I wish I could remember REDWOG, but my freind that is a few years older than me had a Four section dragstrip, HO scale that was a Four Speed Dragstrip. It had simular controls as the TYCO 4speed controller and you had to shift to power the section of track you were on. The bettter at shifting in time with your car/section of track it was on, the faster your time. You put your car at the start, Held a button on the side of the four speed, someone yelled "Go!" and you let go of the button, and your car would go, until it hit the next section, unless you had shifted, so on and so on until you reached the finish at which time a flag fell on the car that crossed first. Manually, no electronics, and not very accurate according to my friend it caused a few scuffles as to who the real winner was. He only showed it to me once and I have been looking on the 'Bay for it ever since. I thought I got lucky when I saw a picture of one but it was a 1/24th Eldon set, I could sear it was Jonny lightning, the track was grey, then a blue section, a orange section and a red section at the end but the colors were differant from the box to the track in the package. I would like to find one, or build a routed track and incorperate this into it (Four speed shifting). Has anyone else seen this item? It has to be easy enough to rout your own dragstrip. The Max track Dragstrip is pretty nice.


----------



## NTxSlotCars (May 27, 2008)

I have talked with a few of my friends and one of them,[has been racing since '62] has a controller from that type of track. He said there was a resistor in the first gear and less of one in the second gear, third and forth were full power. I would like to build my own version with a chrome stick with a white knob on top. The stick would act as a conductor for each gear, and a resistor could be installed inline in the first and second sections. It sure wouldn't be hard to duplicate that on a routed, or even a sectional track. I would have a jumper to have full power down the track for more conventional racing. It would add a whole new dimension to drag racing.

Rich

www.myspace.com/northtexasslotcars


----------



## NTxSlotCars (May 27, 2008)

I'm figuring on how to do my drag strip. I read in one forum that one guy had an 1/8 mile track in his garage. It got me to thinking. I can make the track in sections. It would be portable! Okay, so a scale 1/4 mile track would be 17.6 feet long? An 1/8 miler would be 8.8 feet? I think I can make it in five sections. The first would include the starting area with hookups for the controllers. The first section would be a little longer because of this. The 17.6ft would be divided into four equal sections. If I want to set up an 1/8 miler, I can just use two sections instead of four. Add a run off section at the end. I can set the four sections up to be powered separately for the shifter track, or jumped for full power. I can also wire it to be a shifter for the 1/8 miler. I want to use actual LEDs on the track instead of the computer screen.

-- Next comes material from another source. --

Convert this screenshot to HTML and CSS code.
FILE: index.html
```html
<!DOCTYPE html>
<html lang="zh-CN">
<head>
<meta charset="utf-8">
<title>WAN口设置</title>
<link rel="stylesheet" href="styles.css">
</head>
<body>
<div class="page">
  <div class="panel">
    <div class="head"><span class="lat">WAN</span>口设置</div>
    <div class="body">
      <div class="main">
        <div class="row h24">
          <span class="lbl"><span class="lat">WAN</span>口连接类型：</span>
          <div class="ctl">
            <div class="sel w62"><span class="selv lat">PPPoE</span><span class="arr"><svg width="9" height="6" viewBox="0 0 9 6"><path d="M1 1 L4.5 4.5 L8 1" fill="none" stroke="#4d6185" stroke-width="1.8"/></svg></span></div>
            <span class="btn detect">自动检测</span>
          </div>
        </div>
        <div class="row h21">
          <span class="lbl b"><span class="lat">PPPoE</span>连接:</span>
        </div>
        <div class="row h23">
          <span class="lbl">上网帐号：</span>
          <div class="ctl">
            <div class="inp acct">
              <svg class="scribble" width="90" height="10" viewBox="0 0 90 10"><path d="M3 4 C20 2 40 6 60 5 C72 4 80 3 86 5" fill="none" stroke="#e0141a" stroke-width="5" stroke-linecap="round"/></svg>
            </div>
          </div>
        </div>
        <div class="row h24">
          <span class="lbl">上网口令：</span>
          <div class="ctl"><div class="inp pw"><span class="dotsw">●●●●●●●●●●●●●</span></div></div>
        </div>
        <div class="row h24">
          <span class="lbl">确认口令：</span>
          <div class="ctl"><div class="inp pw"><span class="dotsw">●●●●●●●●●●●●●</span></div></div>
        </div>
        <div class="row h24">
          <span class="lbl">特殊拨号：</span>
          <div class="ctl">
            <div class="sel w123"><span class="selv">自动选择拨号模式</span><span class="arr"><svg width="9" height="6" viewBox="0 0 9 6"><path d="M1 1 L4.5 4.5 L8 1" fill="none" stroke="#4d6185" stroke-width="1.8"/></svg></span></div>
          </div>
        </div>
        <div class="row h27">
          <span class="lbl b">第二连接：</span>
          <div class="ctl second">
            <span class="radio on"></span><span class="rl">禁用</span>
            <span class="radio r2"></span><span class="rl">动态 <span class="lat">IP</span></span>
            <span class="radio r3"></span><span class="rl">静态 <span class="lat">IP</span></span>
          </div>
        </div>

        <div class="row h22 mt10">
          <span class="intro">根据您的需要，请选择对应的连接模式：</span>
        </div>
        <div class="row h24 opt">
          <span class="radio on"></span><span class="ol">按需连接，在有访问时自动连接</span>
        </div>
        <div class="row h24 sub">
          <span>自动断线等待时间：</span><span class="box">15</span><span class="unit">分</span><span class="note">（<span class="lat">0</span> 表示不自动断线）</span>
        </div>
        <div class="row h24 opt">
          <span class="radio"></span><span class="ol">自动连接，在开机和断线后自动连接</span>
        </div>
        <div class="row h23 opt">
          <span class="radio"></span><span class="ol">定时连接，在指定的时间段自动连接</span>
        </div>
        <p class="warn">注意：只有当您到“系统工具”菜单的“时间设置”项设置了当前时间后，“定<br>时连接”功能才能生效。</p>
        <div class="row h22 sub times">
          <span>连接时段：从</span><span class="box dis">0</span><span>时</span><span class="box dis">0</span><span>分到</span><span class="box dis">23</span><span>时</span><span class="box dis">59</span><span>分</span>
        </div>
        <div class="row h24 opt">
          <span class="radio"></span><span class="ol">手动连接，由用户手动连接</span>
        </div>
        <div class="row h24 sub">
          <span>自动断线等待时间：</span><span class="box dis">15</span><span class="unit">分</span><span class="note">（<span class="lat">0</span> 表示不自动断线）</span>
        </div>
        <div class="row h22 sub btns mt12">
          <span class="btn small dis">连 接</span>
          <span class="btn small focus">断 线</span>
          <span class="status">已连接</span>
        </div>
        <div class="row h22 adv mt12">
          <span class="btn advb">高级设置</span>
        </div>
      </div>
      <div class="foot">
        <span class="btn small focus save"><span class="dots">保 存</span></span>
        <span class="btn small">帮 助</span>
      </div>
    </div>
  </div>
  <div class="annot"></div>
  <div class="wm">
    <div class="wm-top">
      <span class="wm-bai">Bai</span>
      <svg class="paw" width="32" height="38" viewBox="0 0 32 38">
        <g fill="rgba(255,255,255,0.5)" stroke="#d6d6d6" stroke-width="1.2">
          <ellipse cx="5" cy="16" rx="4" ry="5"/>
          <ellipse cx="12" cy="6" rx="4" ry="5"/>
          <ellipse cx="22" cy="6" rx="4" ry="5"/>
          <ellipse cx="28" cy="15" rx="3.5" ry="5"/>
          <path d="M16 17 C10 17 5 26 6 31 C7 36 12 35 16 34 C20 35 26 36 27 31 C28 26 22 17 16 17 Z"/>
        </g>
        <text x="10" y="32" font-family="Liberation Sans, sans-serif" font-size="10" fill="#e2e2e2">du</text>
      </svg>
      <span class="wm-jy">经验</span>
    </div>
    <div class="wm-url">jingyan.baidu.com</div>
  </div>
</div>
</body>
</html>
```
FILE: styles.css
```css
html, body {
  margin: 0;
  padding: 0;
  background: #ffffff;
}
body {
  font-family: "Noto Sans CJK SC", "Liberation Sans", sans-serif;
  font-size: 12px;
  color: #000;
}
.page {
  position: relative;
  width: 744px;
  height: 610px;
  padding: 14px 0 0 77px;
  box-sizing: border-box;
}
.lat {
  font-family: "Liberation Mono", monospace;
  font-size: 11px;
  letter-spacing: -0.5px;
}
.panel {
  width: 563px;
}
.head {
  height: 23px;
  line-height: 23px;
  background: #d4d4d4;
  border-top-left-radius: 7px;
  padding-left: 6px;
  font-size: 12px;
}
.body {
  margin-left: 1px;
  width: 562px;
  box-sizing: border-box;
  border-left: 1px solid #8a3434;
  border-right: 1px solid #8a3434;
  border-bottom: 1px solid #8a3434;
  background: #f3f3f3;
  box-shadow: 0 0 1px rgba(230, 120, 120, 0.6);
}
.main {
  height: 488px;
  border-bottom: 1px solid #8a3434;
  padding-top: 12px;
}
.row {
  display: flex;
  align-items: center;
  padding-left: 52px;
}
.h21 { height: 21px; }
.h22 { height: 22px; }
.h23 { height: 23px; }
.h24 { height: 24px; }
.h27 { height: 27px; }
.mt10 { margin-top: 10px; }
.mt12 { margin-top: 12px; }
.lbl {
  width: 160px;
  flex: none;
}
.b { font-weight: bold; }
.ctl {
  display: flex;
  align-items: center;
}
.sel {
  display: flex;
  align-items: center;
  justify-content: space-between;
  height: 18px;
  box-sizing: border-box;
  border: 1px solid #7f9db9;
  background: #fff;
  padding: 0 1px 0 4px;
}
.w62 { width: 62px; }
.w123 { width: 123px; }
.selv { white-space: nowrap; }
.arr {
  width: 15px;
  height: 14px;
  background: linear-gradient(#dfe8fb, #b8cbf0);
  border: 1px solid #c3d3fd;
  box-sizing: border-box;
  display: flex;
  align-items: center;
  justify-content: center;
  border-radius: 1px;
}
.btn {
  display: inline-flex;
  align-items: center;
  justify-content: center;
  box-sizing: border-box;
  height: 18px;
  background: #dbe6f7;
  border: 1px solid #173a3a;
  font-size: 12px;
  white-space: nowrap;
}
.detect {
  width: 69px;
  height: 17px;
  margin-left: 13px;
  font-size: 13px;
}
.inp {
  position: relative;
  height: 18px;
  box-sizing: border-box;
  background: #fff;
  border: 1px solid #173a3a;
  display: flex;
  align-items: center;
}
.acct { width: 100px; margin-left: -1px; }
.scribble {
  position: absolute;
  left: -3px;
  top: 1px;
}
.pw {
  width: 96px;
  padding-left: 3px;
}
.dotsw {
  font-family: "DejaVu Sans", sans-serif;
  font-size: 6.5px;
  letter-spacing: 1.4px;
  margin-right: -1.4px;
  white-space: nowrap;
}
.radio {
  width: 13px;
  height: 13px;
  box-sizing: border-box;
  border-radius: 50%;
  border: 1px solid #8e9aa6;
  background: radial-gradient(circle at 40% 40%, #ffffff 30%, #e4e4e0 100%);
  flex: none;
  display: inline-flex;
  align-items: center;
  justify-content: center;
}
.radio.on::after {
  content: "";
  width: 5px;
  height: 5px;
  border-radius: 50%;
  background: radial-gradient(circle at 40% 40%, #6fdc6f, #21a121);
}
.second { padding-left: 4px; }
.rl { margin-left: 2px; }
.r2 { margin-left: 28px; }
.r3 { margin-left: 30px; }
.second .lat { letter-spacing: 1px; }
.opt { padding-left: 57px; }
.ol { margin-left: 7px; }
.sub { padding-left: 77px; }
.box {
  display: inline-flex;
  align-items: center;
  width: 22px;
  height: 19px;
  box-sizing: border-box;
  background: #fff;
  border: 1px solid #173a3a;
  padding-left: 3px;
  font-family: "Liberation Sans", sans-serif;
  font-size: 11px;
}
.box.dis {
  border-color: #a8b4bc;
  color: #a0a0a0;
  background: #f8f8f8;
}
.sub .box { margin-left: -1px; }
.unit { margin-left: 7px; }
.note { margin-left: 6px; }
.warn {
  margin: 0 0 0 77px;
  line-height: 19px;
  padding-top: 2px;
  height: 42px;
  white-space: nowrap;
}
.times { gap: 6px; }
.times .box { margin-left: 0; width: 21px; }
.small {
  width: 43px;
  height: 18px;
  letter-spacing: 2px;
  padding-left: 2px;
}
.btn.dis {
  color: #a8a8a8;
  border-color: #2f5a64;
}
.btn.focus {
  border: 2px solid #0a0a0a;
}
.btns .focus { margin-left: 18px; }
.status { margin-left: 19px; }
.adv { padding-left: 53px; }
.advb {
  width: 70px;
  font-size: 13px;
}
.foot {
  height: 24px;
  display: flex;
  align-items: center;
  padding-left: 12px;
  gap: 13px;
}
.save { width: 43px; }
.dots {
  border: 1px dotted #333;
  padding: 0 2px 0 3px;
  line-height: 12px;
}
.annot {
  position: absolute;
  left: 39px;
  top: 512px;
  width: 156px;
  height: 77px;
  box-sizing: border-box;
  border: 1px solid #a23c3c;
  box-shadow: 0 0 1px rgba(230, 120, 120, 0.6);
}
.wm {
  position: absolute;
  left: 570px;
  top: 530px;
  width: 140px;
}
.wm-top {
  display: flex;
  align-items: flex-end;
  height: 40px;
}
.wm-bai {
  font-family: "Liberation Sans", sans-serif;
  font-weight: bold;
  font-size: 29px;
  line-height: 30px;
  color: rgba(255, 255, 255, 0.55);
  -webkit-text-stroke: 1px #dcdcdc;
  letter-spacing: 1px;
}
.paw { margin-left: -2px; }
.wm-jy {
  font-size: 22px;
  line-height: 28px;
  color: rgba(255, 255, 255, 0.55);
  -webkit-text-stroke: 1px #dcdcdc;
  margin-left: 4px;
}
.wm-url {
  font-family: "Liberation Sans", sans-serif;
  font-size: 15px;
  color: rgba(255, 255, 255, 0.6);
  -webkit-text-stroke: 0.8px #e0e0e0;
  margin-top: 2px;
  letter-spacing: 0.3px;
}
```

Any opinions out there? Suggestions?

Is there any other drag racing program besides TrackMate?

Rich 

www.myspace.com/northtexasslotcars :thumbsup:


----------



## jwmoor (Mar 15, 2006)

*crazy portable drag strip*

A wee bit out of the ordinary, but I built a portable drag strip using tyco track and a VERY modified 1/64 scale diecast drag system from dragmasters.net and power the system by using parts from electric scooters, with a choice of 24v or 36v. The only thing missing is RT but for around $200 it is alot of fun. You can see it in action on youtube under jwmoor. There are some pics of it on this site also.


----------



## NTxSlotCars (May 27, 2008)

http://www.youtube.com/watch?v=itJc0MiAMYE 
Man that is cool! Where do you get the stuff?

Rich


----------



## NTxSlotCars (May 27, 2008)

OH I see.

Dragmasters.net
http://www.youtube.com/watch?v=_xjdHLfxQuQ 

Great for heads up racing!

PINKS all out!


----------



## jwmoor (Mar 15, 2006)

*re crazy drag strip*

The tree and timing system are like I said from dragmasters.net, all the track power systems are available on ebay or at TNC scooters, the rest is just a little imagination and ALOT of spare time. PS I must admit the system might cost about $300 now cuz it was built back in 2004.


----------



## 440gtx (May 25, 2005)

When I built my track, I split the lanes into 4 sections. Section 1 is about 2.5 feet. Section 2 is about 4 feet. Section 3 is about 5.5 feet and the last section is about 8.5 feet. We mostly run tuff ones/JL-AW and Afx/X-Tractions. We run the cars on either 6 or 7.5 volts. At this voltage the runs take 2 to 4 seconds. So far we have just run bracket races. The winner is usually determined by who does a better job shifting. I got the idea for this from the drag racing sets that the Dodge and Plymouth dealers gave away back in the 70's. I am using a double pole double throw switch to control the power. In 4 speed mode,with the switch in one direction sections 1 and 3 are hot and in the other direction sections 2 and 4 are hot. I also have a 2 speed mode where the switch feeds sections 1 and 2 in one direction and feeds 3 and 4 the other. We use this for funny cars and dragsters. I can also remove a couple of insulators and have a continuous feed rail. I'm using the basic trackmate program for timing and an adjustable power supply.


----------



## jwmoor (Mar 15, 2006)

*re drag racing*

Another site you might want to check out is psychoslots.com this site is mainly dedicated to ho drag racing.


----------



## ScottD961 (Jan 31, 2008)

Do you guys build custom drag cars or race vintage drag cars or both ? Just Curious


----------



## CJ53 (Oct 30, 2007)

*Psd/ntra*

Most of the drag racing done at PSD/NTRA is tjet based,, some classes are going to run the AW/JL chassis, simply due to the fact not everyone has ready access to tjet chassis... 
Classes are drawn up with fairness in mind and not Cubic Dollars. Not that we are against the inline drag cars, we feel there is just enough racing groups running them, we wanted to be different. All of the racing is proxy, with the thought of dislocated slotters in mind...ya know, the ones with no one around or a track not available. Granted it may not be perfect, and certainly a different way to race, we still have a good time with it.. All races are reported as the runs go down. Next best thing to being there.. 
Come on over and check it out, contact any of the staff members on the board if you have questions or need help.. I am Nightrider on that board.. 
See ya at the line
Chris


----------



## ScottD961 (Jan 31, 2008)

Cj Yes I would be interested. I have an Aztec rail job that I just tuned up a chassis for.


----------



## CJ53 (Oct 30, 2007)

As of yet.. we havn't set up for AFX or Mag traction AFX type classes.. but don't get discouraged.. never know what we will come up with over there.... :thumbsup:
Chris


----------



## ScottD961 (Jan 31, 2008)

LOL Ok no sweat. LMK though.


----------



## videojimmy (Jan 12, 2006)

I think a 1/4 mile in HO scale is closer to 15 feet and a few inches.... can one of the math whiz's here tell me?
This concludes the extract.